The Day Ahead: Portugal Downgrade, FOMC Minutes, ISM
The European debt crisis is back in focus today.
Interest rates are mostly unchanged while equity futures are being pressured lower this morning after Portugal's debt was downgraded again and the country was called out for needing a bail-out.
Moody's said its single-notch downgrade to Baa1 (with a negative outlook) was "driven primarily by increased political, budgetary and economic uncertainty." It was the agency's second downgrade to Portugal in a month, yet Moody's rating is still two notches higher than Standard & Poor's assessment.
Portuguese 10-year bonds were yielding 8.36% on Monday. Markets believe assistance from the EU could be imminent. "Moody's believes the new government will likely approach the [European Financial Stability Facility] as a matter of urgency," the agency wrote.
Treasuries weakened again overnight, in part owing to a speech from Fed chairman Ben Bernanke, who last night called inflationary issues in the U.S. "transitory." The comment was widely interpreted to mean the Fed chief intended to continue the program of quantitative easing despite more hawkish members at the Fed calling for an early exit of the program.
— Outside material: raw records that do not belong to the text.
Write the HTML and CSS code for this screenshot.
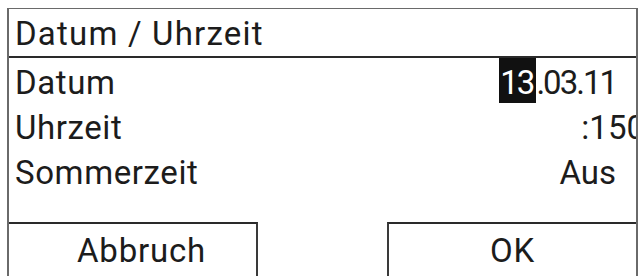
FILE: index.html
```html
<!DOCTYPE html>
<html lang="de">
<head>
<meta charset="utf-8">
<title>Datum / Uhrzeit</title>
<link rel="stylesheet" href="styles.css">
</head>
<body>
<div class="screen">
  <div class="title">Datum / Uhrzeit</div>
  <div class="rows">
    <div class="row"><span class="label">Datum</span><span class="value date"><span class="sel">13</span>.03.11</span></div>
    <div class="row"><span class="label">Uhrzeit</span><span class="value clip">:150</span></div>
    <div class="row"><span class="label">Sommerzeit</span><span class="value">Aus</span></div>
  </div>
  <div class="buttons">
    <div class="btn btn-cancel">Abbruch</div>
    <div class="btn btn-ok">OK</div>
  </div>
</div>
</body>
</html>
```

FILE: styles.css
```css
html, body {
  margin: 0;
  padding: 0;
  background: #ffffff;
}

body {
  width: 640px;
  height: 276px;
  overflow: hidden;
  font-family: Roboto, "Liberation Sans", sans-serif;
  color: #1c1c1c;
}

.screen {
  box-sizing: border-box;
  margin: 8px 0 0 7px;
  width: 631px;
  height: 268px;
  border-top: 1px solid #6a6a6a;
  border-left: 2px solid #6a6a6a;
  border-right: 2px solid #6a6a6a;
  display: flex;
  flex-direction: column;
  overflow: hidden;
}

.title {
  box-sizing: border-box;
  height: 49px;
  flex: none;
  border-bottom: 2px solid #2a2a2a;
  font-size: 33px;
  line-height: 44px;
  padding: 3px 0 0 6px;
  letter-spacing: 1.2px;
}

.rows {
  height: 164px;
  flex: none;
  display: flex;
  flex-direction: column;
  overflow: hidden;
}

.row {
  box-sizing: border-box;
  height: 45px;
  flex: none;
  display: flex;
  justify-content: space-between;
  font-size: 33px;
  line-height: 49px;
  padding-left: 6px;
  letter-spacing: 0.6px;
}

.value {
  padding-right: 20px;
  white-space: nowrap;
  letter-spacing: 0;
}

.value.date {
  letter-spacing: -2px;
  padding-right: 20px;
}

.value.clip {
  padding-right: 0;
  margin-right: -9px;
  overflow: hidden;
}

.sel {
  display: inline-block;
  background: #111111;
  color: #ffffff;
  height: 45px;
  padding: 0 3px 0 1px;
}

.buttons {
  display: flex;
  justify-content: space-between;
  flex: 1;
}

.btn {
  box-sizing: border-box;
  border-top: 2px solid #2a2a2a;
  font-size: 33px;
  line-height: 44px;
  padding-top: 5px;
  text-align: center;
  letter-spacing: 0.8px;
}

.btn-cancel {
  width: 249px;
  border-right: 2px solid #3a3a3a;
  padding-left: 18px;
}

.btn-ok {
  width: 249px;
  border-left: 2px solid #3a3a3a;
}
```
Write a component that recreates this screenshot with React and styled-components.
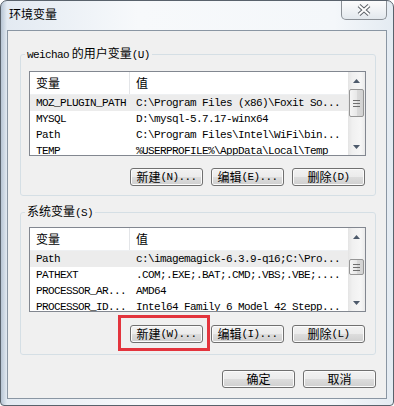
import styled, { createGlobalStyle } from 'styled-components'

const GlobalStyle = createGlobalStyle`
    * { box-sizing: border-box; }
    body {
        margin: 0;
        background: #fff;
        font-family: "Noto Sans CJK SC", "Liberation Sans", sans-serif;
        font-size: 12px;
        color: #000;
    }
`

const Window = styled.div`
    width: 394px;
    height: 406px;
    border: 1px solid #59626c;
    border-radius: 7px 7px 4px 4px;
    background: linear-gradient(90deg, #b7c5d4 0, #e3eaf2 6px, #f7f9fb 35%, #f4f7fa 85%, #e4ebf2 100%);
    padding: 0 6px 6px 6px;
    display: flex;
    flex-direction: column;
    overflow: hidden;
`

const TitleBar = styled.div`
    height: 29px;
    display: flex;
    justify-content: space-between;
    align-items: flex-start;
`

const Title = styled.div`
    padding: 6px 0 0 2px;
    font-size: 12px;
    line-height: 14px;
`

const CloseButton = styled.div`
    width: 46px;
    height: 20px;
    margin-top: -1px;
    border: 1px solid #8b9096;
    border-top: none;
    border-radius: 0 0 5px 5px;
    background: linear-gradient(#fdfdfd, #eef1f4 60%, #e3e8ed);
    display: flex;
    align-items: center;
    justify-content: center;
`

const Content = styled.div`
    flex: 1;
    background: #f0f0f0;
    border: 1px solid #8a96a3;
    padding: 15px 10px 0 12px;
    display: flex;
    flex-direction: column;
`

const Group = styled.fieldset`
    margin: ${p => p.$first ? '0' : '8px 0 0 0'};
    padding: ${p => p.$top}px 9px ${p => p.$bottom}px 8px;
    border: 1px solid #d5dfe5;
    border-radius: 3px;
    min-width: 0;
`

const Legend = styled.legend`
    padding: 0 2px;
    margin-left: -4px;
    font-size: 12px;
    line-height: 14px;
`

const Latin = styled.span`
    font-family: "Liberation Mono", monospace;
    font-size: 11px;
    letter-spacing: -0.6px;
`

const ListBox = styled.div`
    height: 85px;
    border: 1px solid #828790;
    background: #fff;
    display: flex;
    overflow: hidden;
`

const Table = styled.div`
    flex: 1;
    min-width: 0;
    overflow: hidden;
`

const HeaderRow = styled.div`
    display: grid;
    grid-template-columns: 100px 1fr;
    height: 23px;
    border-bottom: 1px solid #eef0f2;
`

const HeaderCell = styled.div`
    padding-left: 6px;
    line-height: 22px;
    font-size: 12px;
    &:first-child { border-right: 1px solid #e3e5e8; }
`

const Row = styled.div`
    display: grid;
    grid-template-columns: 100px 1fr;
    height: 16px;
    background: ${p => p.$selected ? '#ececec' : 'transparent'};
`

const Cell = styled.div`
    padding-left: 6px;
    line-height: 16px;
    white-space: nowrap;
    overflow: hidden;
    font-family: "Liberation Mono", monospace;
    font-size: 11px;
    letter-spacing: -0.6px;
    &:first-child { padding-right: 1px; }
`

const ScrollBar = styled.div`
    width: 17px;
    display: flex;
    flex-direction: column;
    background: linear-gradient(90deg, #e4e4e4 0, #f0f0f0 25%, #f6f6f6 75%, #eaeaea 100%);
`

const Arrow = styled.div`
    height: 17px;
    display: flex;
    align-items: center;
    justify-content: center;
`

const Track = styled.div`
    flex: 1;
    padding-top: ${p => p.$offset}px;
`

const Thumb = styled.div`
    height: ${p => p.$size}px;
    margin: 0 1px;
    border: 1px solid #969696;
    border-radius: 2px;
    background: linear-gradient(90deg, #f5f5f5, #e8e8e8 50%, #dadada 51%, #d2d2d2);
    display: flex;
    align-items: center;
    justify-content: center;
`

const ButtonRow = styled.div`
    display: flex;
    justify-content: flex-end;
    gap: 8px;
    margin-top: ${p => p.$gap}px;
    padding-right: 1px;
`

const Button = styled.button`
    width: 73px;
    height: 18px;
    padding: 0;
    border: 1px solid #707070;
    border-radius: 3px;
    background: linear-gradient(#f2f2f2 0, #ebebeb 50%, #dddddd 50%, #cfcfcf 100%);
    box-shadow: inset 0 0 0 1px #fbfbfb;
    font-family: "Noto Sans CJK SC", sans-serif;
    font-size: 12px;
    line-height: 14px;
    color: #000;
    display: flex;
    align-items: center;
    justify-content: center;
    white-space: nowrap;
`

const Highlight = styled.div`
    position: relative;
    display: flex;
    &::after {
        content: '';
        position: absolute;
        left: -12px;
        right: -7px;
        top: -10px;
        bottom: -8px;
        border: 3px solid #e3343d;
        pointer-events: none;
    }
`

const Footer = styled.div`
    display: flex;
    justify-content: flex-end;
    gap: 8px;
    margin-top: 15px;
`

const UpArrow = () => (
    <svg width="7" height="4" viewBox="0 0 7 4"><path d="M3.5 0 L7 4 L0 4 Z" fill="#4d5a6b" /></svg>
)

const DownArrow = () => (
    <svg width="7" height="4" viewBox="0 0 7 4"><path d="M0 0 L7 0 L3.5 4 Z" fill="#4d5a6b" /></svg>
)

const Grip = () => (
    <svg width="7" height="7" viewBox="0 0 7 7">
        <path d="M0 0.5H7M0 3.5H7M0 6.5H7" stroke="#6f6f6f" strokeWidth="1" />
    </svg>
)

const VarList = ({ rows, offset, size }) => (
    <ListBox>
        <Table>
            <HeaderRow>
                <HeaderCell>变量</HeaderCell>
                <HeaderCell>值</HeaderCell>
            </HeaderRow>
            {rows.map(([name, value], i) => (
                <Row key={name + i} $selected={i === 0}>
                    <Cell>{name}</Cell>
                    <Cell>{value}</Cell>
                </Row>
            ))}
        </Table>
        <ScrollBar>
            <Arrow><UpArrow /></Arrow>
            <Track $offset={offset}>
                <Thumb $size={size}><Grip /></Thumb>
            </Track>
            <Arrow><DownArrow /></Arrow>
        </ScrollBar>
    </ListBox>
)

const userVars = [
    ['MOZ_PLUGIN_PATH', 'C:\\Program Files (x86)\\Foxit So...'],
    ['MYSQL', 'D:\\mysql-5.7.17-winx64'],
    ['Path', 'C:\\Program Files\\Intel\\WiFi\\bin...'],
    ['TEMP', '%USERPROFILE%\\AppData\\Local\\Temp'],
]

const systemVars = [
    ['Path', 'c:\\imagemagick-6.3.9-q16;C:\\Pro...'],
    ['PATHEXT', '.COM;.EXE;.BAT;.CMD;.VBS;.VBE;....'],
    ['PROCESSOR_AR...', 'AMD64'],
    ['PROCESSOR_ID...', 'Intel64 Family 6 Model 42 Stepp...'],
]

const App = () => {
    return (
        <>
            <GlobalStyle />
            <Window>
                <TitleBar>
                    <Title>环境变量</Title>
                    <CloseButton>
                        <svg width="14" height="12" viewBox="0 0 14 12">
                            <path d="M2 1.5 L12 10.5 M12 1.5 L2 10.5" stroke="#5f646a" strokeWidth="4" />
                            <path d="M2 1.5 L12 10.5 M12 1.5 L2 10.5" stroke="#fff" strokeWidth="2" />
                        </svg>
                    </CloseButton>
                </TitleBar>
                <Content>
                    <Group $first $top={9} $bottom={9}>
                        <Legend><Latin>weichao</Latin> 的用户变量<Latin>(U)</Latin></Legend>
                        <VarList rows={userVars} offset={0} size={28} />
                        <ButtonRow $gap={12}>
                            <Button>新建<Latin>(N)...</Latin></Button>
                            <Button>编辑<Latin>(E)...</Latin></Button>
                            <Button>删除<Latin>(D)</Latin></Button>
                        </ButtonRow>
                    </Group>
                    <Group $top={7} $bottom={11}>
                        <Legend>系统变量<Latin>(S)</Latin></Legend>
                        <VarList rows={systemVars} offset={14} size={16} />
                        <ButtonRow $gap={13}>
                            <Highlight>
                                <Button>新建<Latin>(W)...</Latin></Button>
                            </Highlight>
                            <Button>编辑<Latin>(I)...</Latin></Button>
                            <Button>删除<Latin>(L)</Latin></Button>
                        </ButtonRow>
                    </Group>
                    <Footer>
                        <Button>确定</Button>
                        <Button>取消</Button>
                    </Footer>
                </Content>
            </Window>
        </>
    )
}

export default App
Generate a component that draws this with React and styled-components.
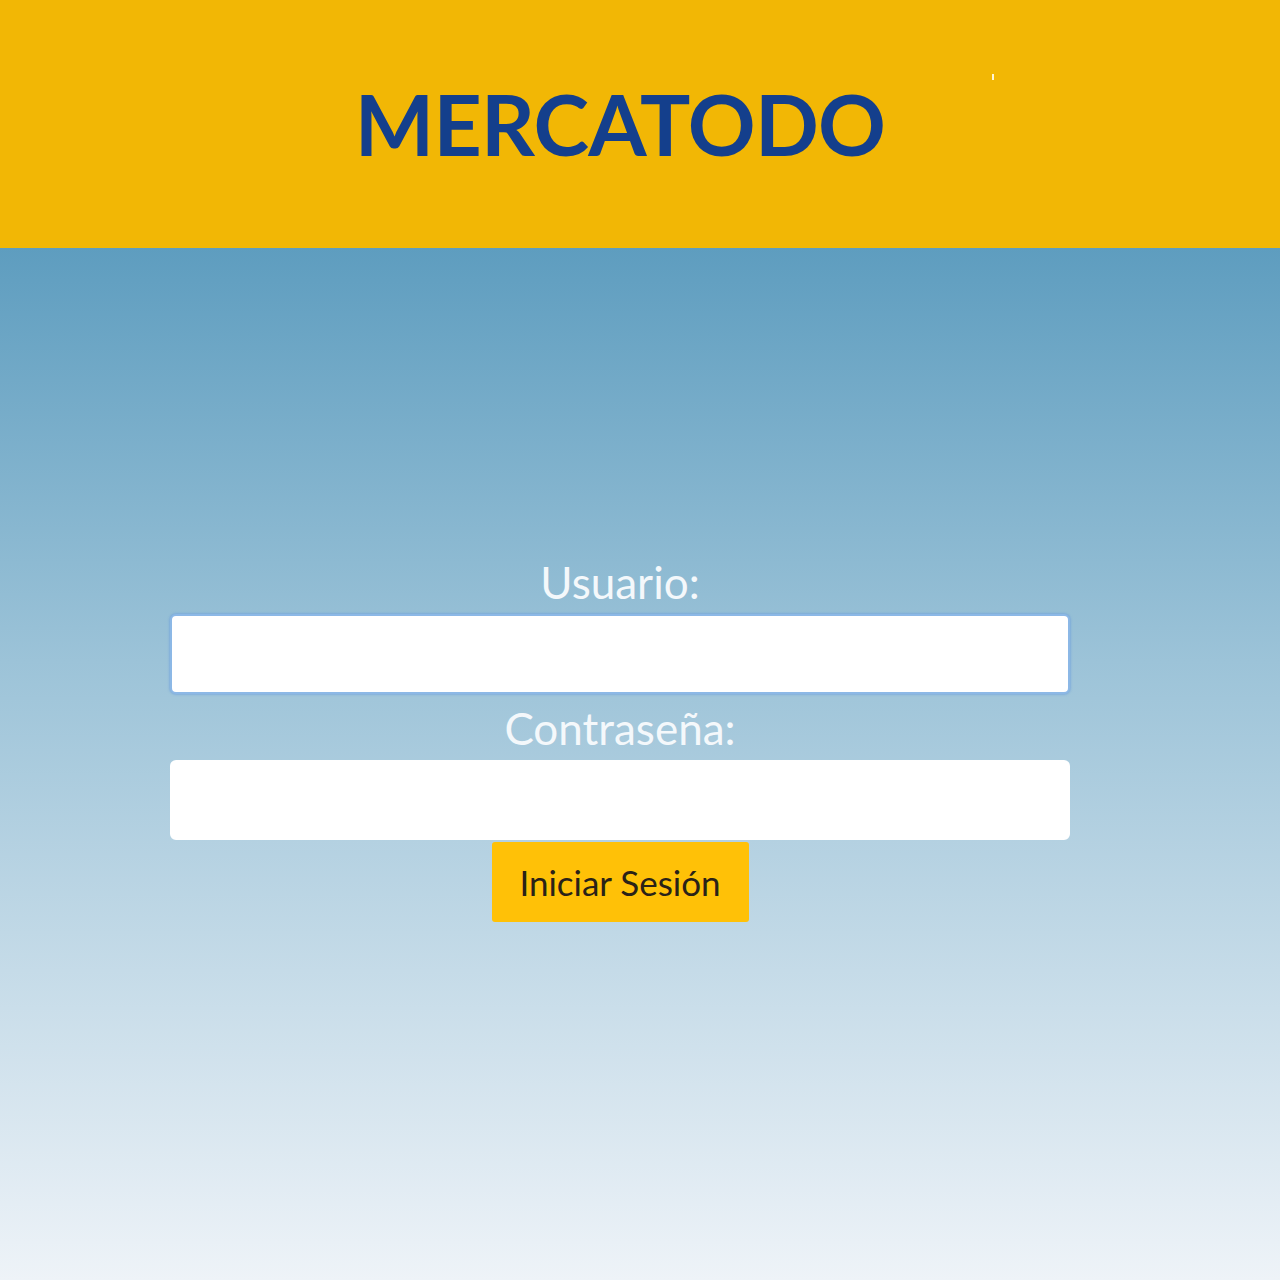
import React from 'react';
import styled, { createGlobalStyle } from 'styled-components';

const GlobalStyle = createGlobalStyle`
  html, body {
    margin: 0;
    padding: 0;
  }
  body {
    font-family: Lato, "Open Sans", sans-serif;
  }
`;

const Page = styled.div`
  display: flex;
  flex-direction: column;
  width: 1280px;
  height: 1280px;
  overflow: hidden;
`;

const Header = styled.header`
  position: relative;
  height: 248px;
  flex-shrink: 0;
  background: #f2b705;
  display: flex;
  align-items: center;
  justify-content: center;
  padding-right: 40px;
`;

const Title = styled.h1`
  margin: 0;
  font-family: Lato, sans-serif;
  font-weight: 700;
  font-size: 84px;
  letter-spacing: -0.7px;
  color: #143f8c;
  line-height: 1;
`;

const Spark = styled.span`
  position: absolute;
  left: 992px;
  top: 74px;
  width: 2px;
  height: 6px;
  background: #fff6d8;
`;

const Main = styled.main`
  flex: 1;
  background: linear-gradient(180deg, #5e9dbf 0%, #9cc3d8 40%, #eef3f8 100%);
  display: flex;
  justify-content: center;
  padding: 310px 40px 0 0;
`;

const Form = styled.form`
  width: 900px;
  display: flex;
  flex-direction: column;
  align-items: center;
`;

const Label = styled.label`
  font-size: 44px;
  line-height: 48px;
  color: #f4f8fb;
  margin-bottom: 8px;
`;

const Input = styled.input`
  box-sizing: border-box;
  width: 900px;
  height: 80px;
  background: #fff;
  border: 2px solid ${({ $focused }) => ($focused ? '#8cb8e6' : '#fff')};
  box-shadow: ${({ $focused }) => ($focused ? '0 0 2px 1px rgba(110, 160, 220, 0.6)' : 'none')};
  border-radius: 6px;
  outline: none;
  margin-bottom: ${({ $gap }) => $gap}px;
`;

const Button = styled.button`
  width: 257px;
  height: 80px;
  background: #ffc107;
  border: none;
  border-radius: 3px;
  font-family: Lato, sans-serif;
  font-size: 35px;
  color: #2a2218;
  cursor: pointer;
`;

export default function App() {
  return (
    <>
      <GlobalStyle />
      <Page>
        <Header>
          <Title>MERCATODO</Title>
          <Spark />
        </Header>
        <Main>
          <Form onSubmit={(e) => e.preventDefault()}>
            <Label htmlFor="usuario">Usuario:</Label>
            <Input id="usuario" type="text" $focused $gap={10} />
            <Label htmlFor="clave">Contraseña:</Label>
            <Input id="clave" type="password" $gap={2} />
            <Button type="submit">Iniciar Sesión</Button>
          </Form>
        </Main>
      </Page>
    </>
  );
}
The benchmark 10-year yield finished Monday two basis points firmer at 3.425% and is currently +5/32 at 3.409%. The FNCL 4.5 MBS coupon is +2/32 at 101-26. S&P 500 futures are 3.50 points lower at 1,325.75 and Dow futures are 18 points lower at 12,319. Light crude is 0.39 at $108.08 per barrel.
The day ahead marks the busiest day of an otherwise barren week.
Key Events Today:
8:25 - Dennis Lockhart, president of the Atlanta Fed, provides welcoming remarks at the bank's Financial Markets Conference in Stone Mountain, Georgia.
10:00 - Economists polled by Thomson Reuters forecast the ISM Non-Manufacturing Index to remain steady at a vigorous 59.7 in March. The index, which measures the services, financial, and construction industries, was previously at its highest level since the summer of 2005. It also shown expansion for 15 straight months and increased its pace for the last six. The important employment component may be ignored given that the nonfarm payrolls report has already come out, but last month it kicked up to 55.6, the strongest since April 2006.
"Various cross-currents suggest that the ISM index for services industries should inch up to 60.0 in March," said analysts at IHS Global Insight. "Business activity remained at solid levels, and freight volumes picked up in the first quarter, while financial market conditions were less buoyant. Orders pulled back slightly."
12:45 - Narayana Kocherlakota, president of the Minneapolis Fed, delivers welcoming remarks at a Minneapolis Fed workshop on homeownership.
1:30 - Charles Plosser, president of the Philadelphia Fed, moderates a panel on weathering the financial crisis at the Atlanta Fed's Financial Markets Conference in Stone Mountain, Georgia.
2:00 - The FOMC Minutes from the March 15 meeting will be closely looked at by Fed watchers, but others should be fine paying attention to the many speakers on the circuit this week. Several of them - Bullard, Fisher, Kocherlakota, Lacker and Plosser - have been musing recently about an early end to QE2 and a mid-2011 hike in the Fed Funds rate, according to economists at BMO Capital MArkets.
"The Minutes will be scoured for any clues to the timing of any potential shift in Fed policy," BMO said.
The last Fed statement kept policy unchanged but revised its language on severa fronts. Economists at Nomura Global Economics pointed out these themes at the most important:
(1) brighter economic outlook;
(2) more attention to inflation.
"The more positive language on the labor market 'improving gradually' and the economic recovery being 'on firmer footing' are essentially catching up," Nomura said.
"The minutes likely entail more detailed discussion on inflation and commodity prices. Moreover, the FOMC kept any discussion of the earthquake/tsunami in Japan, which occurred just 4 days prior to the March meeting, out of the press release; the minutes will almost certainly include some commentary on the potential economic ramifications."